"""

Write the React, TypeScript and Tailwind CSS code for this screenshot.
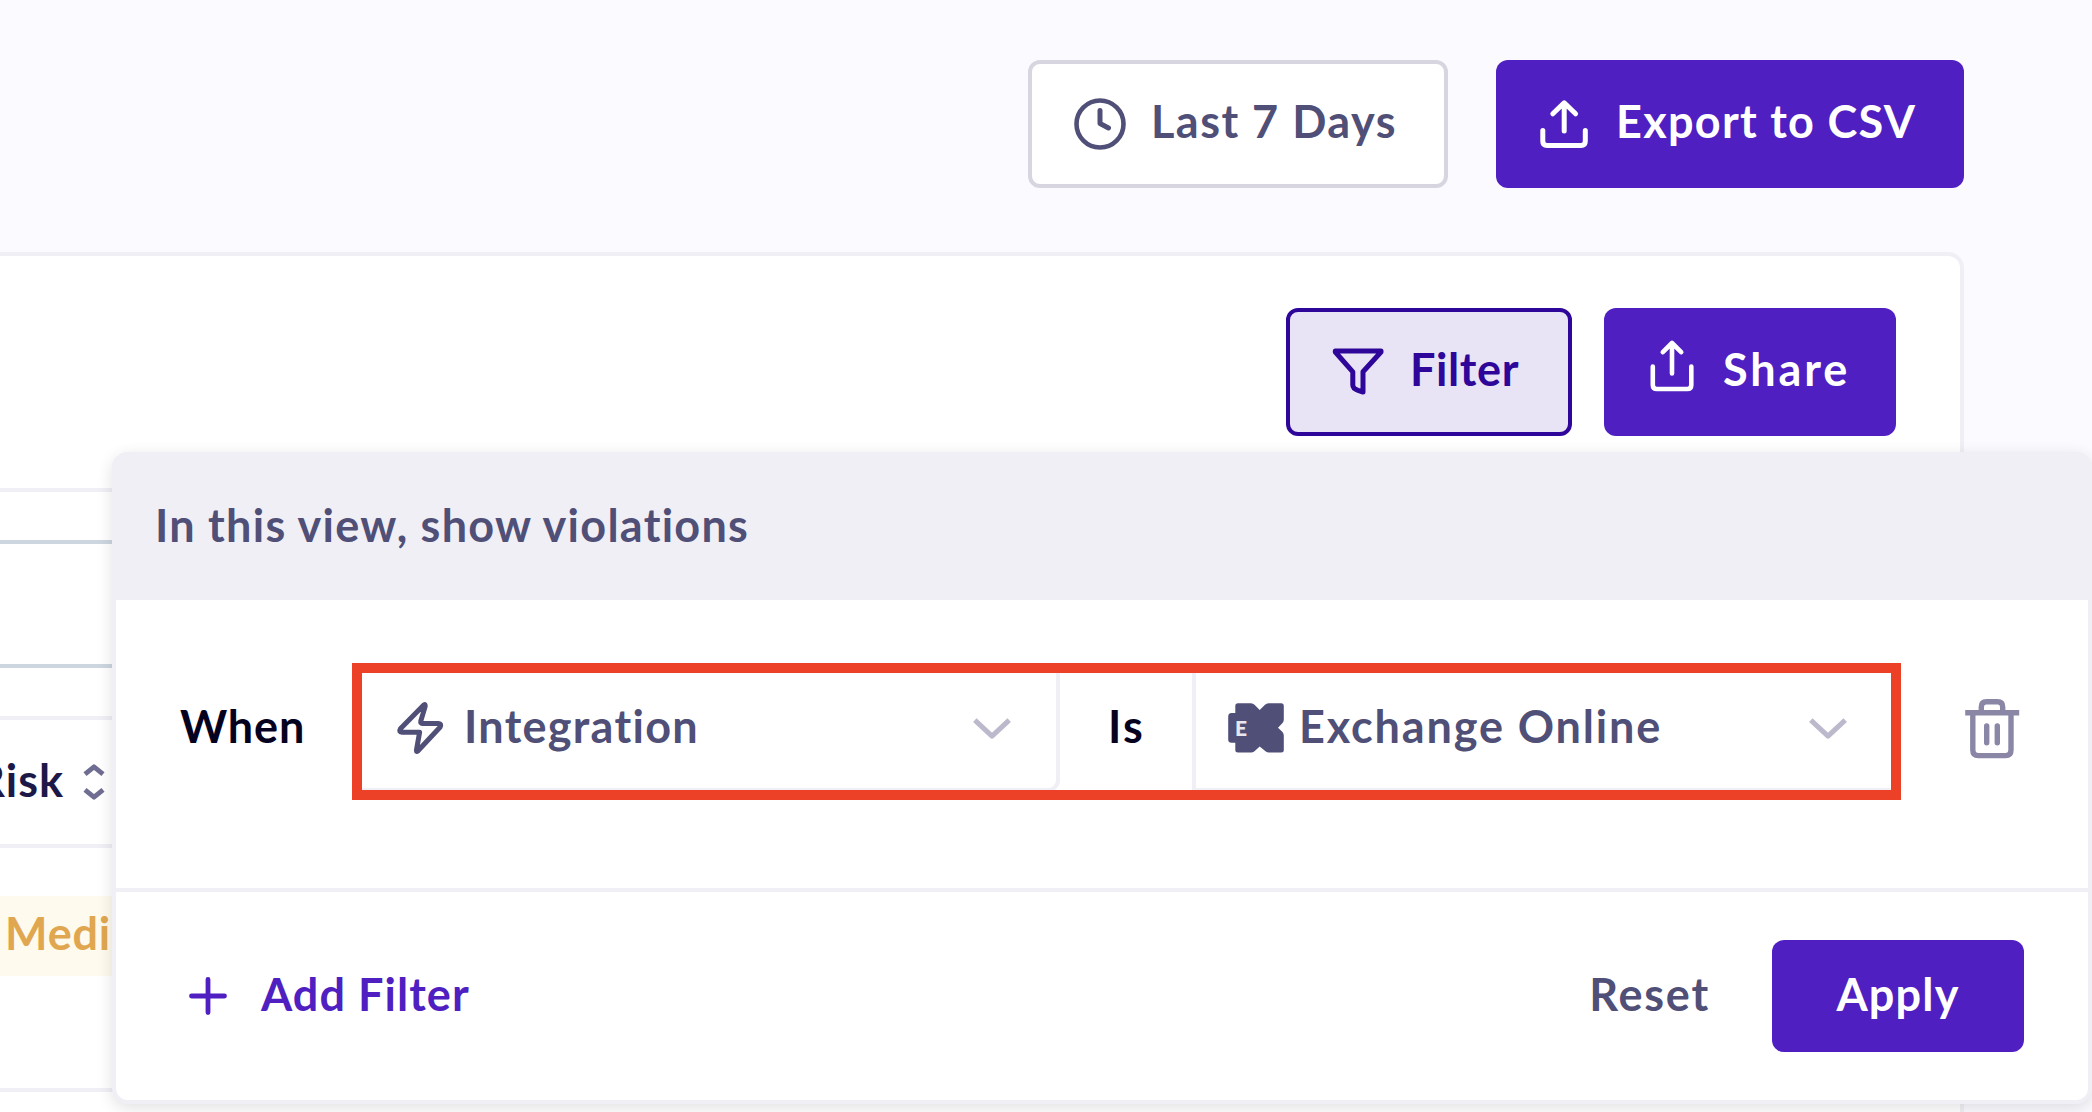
import React from "react";

const ClockIcon = () => (
  <svg className="size-14 shrink-0" viewBox="0 0 56 56" fill="none" stroke="currentColor" strokeLinecap="round" strokeLinejoin="round">
    <circle cx="28" cy="28" r="23.5" strokeWidth="4.6" />
    <path d="M28 14.5V27.5L36.5 32" strokeWidth="5" />
  </svg>
);

const ExportIcon = () => (
  <svg className="size-14 shrink-0" viewBox="0 0 56 56" fill="none" stroke="currentColor" strokeWidth="5" strokeLinecap="round" strokeLinejoin="round">
    <path d="M28.2 35V7M16.8 17.8L28.2 6.8L39.6 17.8" />
    <path d="M6.8 34.5V45.2Q6.8 49.4 11 49.4H45.1Q49.3 49.4 49.3 45.2V34.5" />
  </svg>
);

const FunnelIcon = () => (
  <svg className="mb-1 size-14 shrink-0" viewBox="0 0 56 56" fill="none" stroke="currentColor" strokeWidth="5" strokeLinejoin="round">
    <path d="M5.3 8.9H51V10L33 29.8V50L28 48.4Q22.8 46.5 22.8 43V29.8L5.3 10Z" />
  </svg>
);

const ShareIcon = () => (
  <svg className="mb-4 h-14 w-12 shrink-0" viewBox="0 0 48 56" fill="none" stroke="currentColor" strokeWidth="4.6" strokeLinecap="round" strokeLinejoin="round">
    <path d="M24 37.5V7M14.8 16.2L24 7L33.2 16.2" />
    <path d="M4.8 30.5V49Q4.8 53 8.8 53H39.3Q43.3 53 43.3 49V30.5" />
  </svg>
);

const BoltIcon = () => (
  <svg className="mt-1 h-14 w-[52px] shrink-0" viewBox="0 0 52 56" fill="none" stroke="currentColor" strokeWidth="5" strokeLinecap="round" strokeLinejoin="round">
    <path d="M30 4.8L6.4 28.8Q4.4 32 8 32.3H25.6L22.4 50.5Q22.4 52 23.8 51L46 27.2Q48 23.6 44.4 23.4H28.5Q26.3 23.2 26.8 21L31.2 6.4Q31.4 4 30 4.8Z" />
  </svg>
);

const ChevronIcon = () => (
  <svg className="mt-1.5 h-6 w-10 shrink-0 text-[#bbb9cb]" viewBox="0 0 40 24" fill="none" stroke="currentColor" strokeWidth="5" strokeLinejoin="round">
    <path d="M2.8 3.2L20 19.2L37.2 3.2" />
  </svg>
);

const ExchangeIcon = () => (
  <svg className="mt-1 h-[52px] w-14 shrink-0" viewBox="0 0 56 52">
    <path
      fill="currentColor"
      d="M7.3 11V4Q7.3 1.3 10 1.3H23Q25 1.3 26.5 2.8L31.7 8L37 2.8Q38.5 1.3 40.5 1.3H53.2Q55.8 1.3 55.8 4V17.5Q55.8 19.5 54.5 21L50 25.7L54.5 30Q55.8 31.5 55.8 33.5V48Q55.8 50.5 53.2 50.5H41Q39 50.5 37.5 49.2L31.7 44.4L26.5 49.2Q25 50.5 23 50.5H10Q7.3 50.5 7.3 48V40.8H3.5Q0.2 40.8 0.2 37.5V14.5Q0.2 11 3.5 11Z"
    />
    <text x="7" y="33.8" fill="#e9e8ef" fontSize="21" fontWeight="900" fontFamily="Lato, sans-serif">E</text>
  </svg>
);

const TrashIcon = () => (
  <svg className="h-16 w-14 shrink-0" viewBox="0 0 56 64" fill="none" stroke="currentColor" strokeWidth="5.4" strokeLinejoin="round">
    <path d="M1.2 15.7H55.2" />
    <path d="M17.3 15V10Q17.3 4.8 22.5 4.8H33.5Q38.7 4.8 38.7 10V15" />
    <path d="M8.8 16V53Q8.8 58.6 14.4 58.6H41.4Q47 58.6 47 53V16" />
    <path d="M22.7 29V45.7M33.3 29V45.7" strokeLinecap="round" />
  </svg>
);

const SortIcon = () => (
  <svg className="h-9 w-6 shrink-0 text-[#706d92]" viewBox="0 0 24 36" fill="none" stroke="currentColor" strokeWidth="4.8" strokeLinejoin="round">
    <path d="M3 10.2L12 2.8L21 10.2M3 25.8L12 33.2L21 25.8" />
  </svg>
);

const PlusIcon = () => (
  <svg className="size-10 shrink-0" viewBox="0 0 40 40" stroke="currentColor" strokeWidth="4.8" strokeLinecap="round">
    <path d="M20 3.5V36.5M3.5 20H36.5" />
  </svg>
);

export default function App() {
  return (
    <div className="relative h-[1112px] w-[2092px] overflow-hidden whitespace-nowrap bg-[#fbfaff] font-['Lato',sans-serif] text-[45px] font-bold leading-[56px] text-[#504f77]">
      <header className="flex h-[252px] justify-end gap-12 pr-32 pt-[60px]">
        <button className="flex h-32 w-[420px] items-center rounded-xl border-4 border-[#d6d5e0] bg-white pl-10">
          <ClockIcon />
          <span className="ml-[23px] pb-1.5 tracking-[1.49px]">Last 7 Days</span>
        </button>
        <button className="flex h-32 w-[468px] items-center rounded-xl bg-[#4f1fc1] pl-10 text-white">
          <ExportIcon />
          <span className="ml-6 pb-1.5 tracking-[1.28px]">Export to CSV</span>
        </button>
      </header>

      <main className="h-[900px] w-[1964px] rounded-tr-2xl border-r-4 border-t-4 border-[#f0eff5] bg-white">
        <div className="flex h-[232px] justify-end gap-8 pr-16 pt-[52px]">
          <button className="flex h-32 w-[286px] items-center rounded-xl border-4 border-[#2e0699] bg-[#e8e4f5] pl-10 text-[#2e0699]">
            <FunnelIcon />
            <span className="ml-6 pb-1.5 tracking-[0.6px]">Filter</span>
          </button>
          <button className="flex h-32 w-[292px] items-center rounded-xl bg-[#4f1fc1] pl-11 text-white">
            <ShareIcon />
            <span className="ml-[27px] pb-1.5 tracking-[2.9px]">Share</span>
          </button>
        </div>
        <div className="h-[52px] border-t-4 border-[#f0eff5]" />
        <div className="h-32 border-y-4 border-[#cdd5e0]" />
        <div className="h-12" />
        <div className="flex h-[132px] items-center border-y-4 border-[#f0eff5]">
          <div className="flex w-[64px] justify-end pb-[5px] text-[#1c1848]">
            <span className="tracking-[1px]">Risk</span>
          </div>
          <div className="ml-[18px] flex">
            <SortIcon />
          </div>
        </div>
        <div className="flex h-60 items-start pt-12">
          <div className="h-20 w-[200px] bg-[#fefaed] pl-[5px] pt-[9px] tracking-[0.8px] text-[#e0a750]">Medium</div>
        </div>
        <div className="border-t-4 border-[#f0eff5]" />
      </main>

      {/* Filter popover */}
      <section className="absolute left-28 top-[452px] flex h-[652px] w-[1980px] flex-col rounded-2xl border-4 border-[#f0eff5] bg-white shadow-[0_4px_16px_rgba(0,0,0,0.12)]">
        <div className="-mx-1 -mt-1 flex h-[148px] items-center rounded-t-2xl bg-[#f0eff5] pl-[43px]">
          <span className="pb-[3px] tracking-[1.26px]">In this view, show violations</span>
        </div>
        <div className="flex h-[292px] border-b-4 border-[#f0eff5] pl-16 pt-16">
          <div className="flex h-32 w-[172px] items-center pb-1 tracking-[0.88px] text-[#05021f]">When</div>
          <div className="relative flex h-32 w-[1549px]">
            <div className="flex w-[708px] items-center rounded-br-xl border-b-4 border-r-4 border-[#f0eff5] pl-[42px] pr-11">
              <BoltIcon />
              <span className="ml-[18px] tracking-[1.28px]">Integration</span>
              <span className="ml-auto">
                <ChevronIcon />
              </span>
            </div>
            <div className="flex w-[132px] items-center pb-1 pl-12 tracking-[2.2px] text-[#05021f]">Is</div>
            <div className="flex flex-1 items-center border-b-4 border-l-4 border-[#f0eff5] pl-8 pr-[53px]">
              <ExchangeIcon />
              <span className="ml-[15px] tracking-[1.86px]">Exchange Online</span>
              <span className="ml-auto">
                <ChevronIcon />
              </span>
            </div>
            <div className="pointer-events-none absolute inset-x-0 -bottom-[8px] -top-[1px] border-[10px] border-[#ec4027]" />
          </div>
          <div className="ml-[63px] pt-[33px] text-[#8a87a6]">
            <TrashIcon />
          </div>
        </div>
        <div className="flex flex-1 items-center pl-[72px] pr-16">
          <div className="flex items-center text-[#4f1fc1]">
            <PlusIcon />
            <span className="ml-[33px] pb-1 tracking-[1.06px]">Add Filter</span>
          </div>
          <span className="ml-auto pb-1 tracking-[1.8px]">Reset</span>
          <button className="ml-[62px] flex h-28 w-[252px] items-center justify-center rounded-xl bg-[#4f1fc1] pb-1 tracking-[1.2px] text-white">Apply</button>
        </div>
      </section>
    </div>
  );
}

"""

Begin at the first line of the material and copy each line exactly through the one containing "import React from". Omit pictures.

Write the React, TypeScript and Tailwind CSS code for this screenshot.
import React from "react";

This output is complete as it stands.